Aquilo a que se assistiu naqueles dias foi descrito por José Ramos-Horta, a meses de ser eleito presidente da República, como um crime contra o património artístico.

Exigiram-se explicações, entre as canções tocadas em tom de raiva pelos músicos, junto aos portões de um edifício que já não lhes pertencia, mas onde jazia uma parte das suas vidas. Nada mais podiam fazer. “Porquê é que os veteranos não foram para outro lugar? Porquê o Arte Moris?”, conta Emelda, visivelmente emocionada.

“Vimos os funcionários do Secretariado das Terras e Propriedades tirarem os quadros, muitos deles com a imagem de antigos combatentes, os equipamentos, os materiais para pintar, os documentos administrativos e despejarem-nos na rua, como se fossem lixo.  Isto foi como se nos arrancassem o coração”, sublinhou Evang.

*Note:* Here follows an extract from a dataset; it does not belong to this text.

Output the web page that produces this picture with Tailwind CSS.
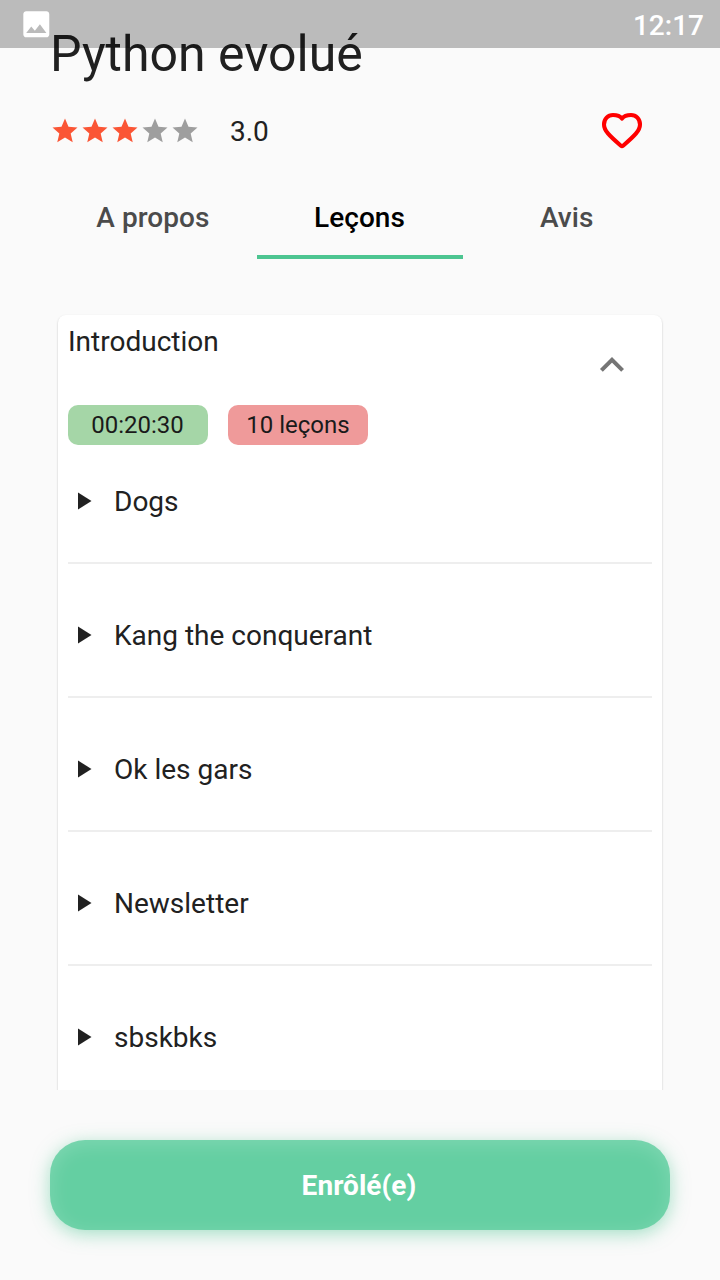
<!DOCTYPE html>
<html lang="fr"><head><meta charset="utf-8"><title>Python evolué</title>
<script src="https://cdn.jsdelivr.net/npm/@tailwindcss/browser@4"></script></head>
<body class="bg-[#fafafa] text-[#212121] font-['Roboto',sans-serif] overflow-hidden">
<div class="relative flex h-[1280px] w-[720px] flex-col overflow-hidden">
<header class="absolute inset-x-0 top-0 z-10 flex h-12 items-center justify-between bg-black/25 pl-[18.500px] pr-4">
<svg class="size-[34.600px]" viewBox="0 0 24 24" fill="#fff"><path d="M21 19V5c0-1.100-.9-2-2-2H5c-1.100 0-2 .9-2 2v14c0 1.100.9 2 2 2h14c1.100 0 2-.9 2-2zM8.500 13.500l2.500 3.010L14.500 12l4.500 6H5l3.500-4.500z"/></svg>
<span class="pt-[3px] text-[28px] leading-8 font-medium text-white">12:17</span>
</header>
<h1 class="mt-6 ml-[50px] h-[60px] text-[50px] leading-[60px] whitespace-nowrap">Python evolué</h1>
<div class="mt-[17px] ml-[50px] flex h-[60px] w-[620px] items-center">
<div class="flex gap-[0.100px]">
<svg class="size-[30px]" viewBox="0 0 24 24" fill="#fa5535"><path d="M12 17.270 18.180 21l-1.640-7.030L22 9.240l-7.190-.61L12 2 9.190 8.630 2 9.240l5.460 4.730L5.820 21z"/></svg>
<svg class="size-[30px]" viewBox="0 0 24 24" fill="#fa5535"><path d="M12 17.270 18.180 21l-1.640-7.030L22 9.240l-7.190-.61L12 2 9.190 8.630 2 9.240l5.460 4.730L5.820 21z"/></svg>
<svg class="size-[30px]" viewBox="0 0 24 24" fill="#fa5535"><path d="M12 17.270 18.180 21l-1.640-7.030L22 9.240l-7.190-.61L12 2 9.190 8.630 2 9.240l5.460 4.730L5.820 21z"/></svg>
<svg class="size-[30px]" viewBox="0 0 24 24" fill="#9e9e9e"><path d="M12 17.270 18.180 21l-1.640-7.030L22 9.240l-7.190-.61L12 2 9.190 8.630 2 9.240l5.460 4.730L5.820 21z"/></svg>
<svg class="size-[30px]" viewBox="0 0 24 24" fill="#9e9e9e"><path d="M12 17.270 18.180 21l-1.640-7.030L22 9.240l-7.190-.61L12 2 9.190 8.630 2 9.240l5.460 4.730L5.820 21z"/></svg>
</div>
<span class="ml-[29.600px] pt-[2px] text-[28px]">3.0</span>
<svg class="ml-auto mr-6 size-12" viewBox="0 0 24 24" fill="none" stroke="#f00" stroke-width="2.050" stroke-linecap="round" stroke-linejoin="round"><path d="M12 5.800C11.200 4.700 9.500 4 7.500 4 5 4 3 6 3 8.700c0 3.100 2.700 5.700 8.450 10.650q.55.450 1.100 0C18.300 14.400 21 11.800 21 8.700 21 6 19 4 16.500 4 14.500 4 12.800 4.700 12 5.800z"/></svg>
</div>
<nav class="mx-[50px] mt-[10px] grid h-[88px] grid-cols-3 text-center text-[28px] leading-[93px] font-medium tracking-[0.050px] text-[#4b4b4b]">
<span class="pr-px">A propos</span><span class="h-[88px] border-b-4 border-[#4dc591] pr-px text-black">Leçons</span><span>Avis</span>
</nav>
<main class="mt-[46px] h-[785px] overflow-hidden px-[58px] pt-[10px]">
<section class="h-[900px] rounded-[8px] bg-white px-[10px] shadow-[0_1px_2px_rgba(0,0,0,0.25)]">
<div class="flex h-[90px] justify-between"><h2 class="pt-[11px] text-[28px] leading-8">Introduction</h2>
<svg class="mt-[26px] mr-4 size-12" viewBox="0 0 24 24" fill="none" stroke="#757575" stroke-width="2" stroke-linejoin="miter"><path d="M6.700 14.700L12 9.400l5.300 5.300"/></svg></div>
<div class="flex gap-5 text-center text-[24px] leading-10 text-[#1a1a1a]"><span class="h-10 w-[140px] rounded-[10px] bg-[#a5d6a7] pr-px">00:20:30</span><span class="h-10 w-[140px] rounded-[10px] bg-[#ef9a9a]">10 leçons</span></div>
<ul class="-mt-[15px] text-[28px]">
<li class="flex h-[134px] items-center gap-[22px] border-b-2 border-[#eee] pt-[12px] pl-[10px]"><svg class="h-[18px] w-[14px] overflow-visible" viewBox="0 0.700 14 18" fill="#212121"><path d="M0 0.200v17l13.500-8.500z"/></svg><span>Dogs</span></li>
<li class="flex h-[134px] items-center gap-[22px] border-b-2 border-[#eee] pt-[12px] pl-[10px]"><svg class="h-[18px] w-[14px] overflow-visible" viewBox="0 0.700 14 18" fill="#212121"><path d="M0 0.200v17l13.500-8.500z"/></svg><span>Kang the conquerant</span></li>
<li class="flex h-[134px] items-center gap-[22px] border-b-2 border-[#eee] pt-[12px] pl-[10px]"><svg class="h-[18px] w-[14px] overflow-visible" viewBox="0 0.700 14 18" fill="#212121"><path d="M0 0.200v17l13.500-8.500z"/></svg><span>Ok les gars</span></li>
<li class="flex h-[134px] items-center gap-[22px] border-b-2 border-[#eee] pt-[12px] pl-[10px]"><svg class="h-[18px] w-[14px] overflow-visible" viewBox="0 0.700 14 18" fill="#212121"><path d="M0 0.200v17l13.500-8.500z"/></svg><span>Newsletter</span></li>
<li class="flex h-[134px] items-center gap-[22px] border-b-2 border-[#eee] pt-[12px] pl-[10px]"><svg class="h-[18px] w-[14px] overflow-visible" viewBox="0 0.700 14 18" fill="#212121"><path d="M0 0.200v17l13.500-8.500z"/></svg><span>sbskbks</span></li>
</ul></section></main>
<button class="mx-[50px] mt-[50px] h-[90px] rounded-[35px] bg-[#64cfa2] pt-[2px] pr-[2px] text-[28px] font-bold tracking-[0.050px] text-white shadow-[0_4px_18px_rgba(77,197,145,0.5),inset_0_4px_20px_rgba(255,255,255,0.18)]">Enrôlé(e)</button>
</div></body></html>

O Timor Post tentou falar com alguns responsáveis das Terras e Propriedades, porém, rejeitaram por não acompanhar detalhadamente o assunto, uma vez que o caso foi da responsabilidade de chefias anteriores.

Um novo espaço, um novo desafio

Atualmente, as coleções do Arte Moris estão parcialmente instaladas no novo edifício, localizado em Aitarak Laran. O espaço foi atribuído por Ramos-Horta e situa-se atrás do Palácio Presidencial. “As novas instalações têm um espaço limitado. Por enquanto só usamos as salas para pintar. Ainda não conseguimos retomar grande parte das atividades, como as aulas”, contou Evang.

No futuro, o Arte Moris pretende adquirir um terreno para construir o próprio edifício. “Queremos um espaço nosso, por direito. Mesmo que construamos a casa com palha, garantimos que não voltaremos a ser expulsos”, concluiu Iliwatu

A conversa com Tony Amaral aproxima-se do fim e as conclusões do artista parecem ser a linha que une todos estes artistas timorenses.

“Encontramos nos desafios a motivação para comunicar com o mundo através da arte”, diz, num tom filosófico. Ter o poder de educar pela arte é um caminho para um mundo melhor, acredita Tony. A arte incomoda, muitas vezes, “mas também educa, desenvolvendo capacidade crítica, ensina a não ter medo de comunicar aquilo que não está bem”, observou o artista.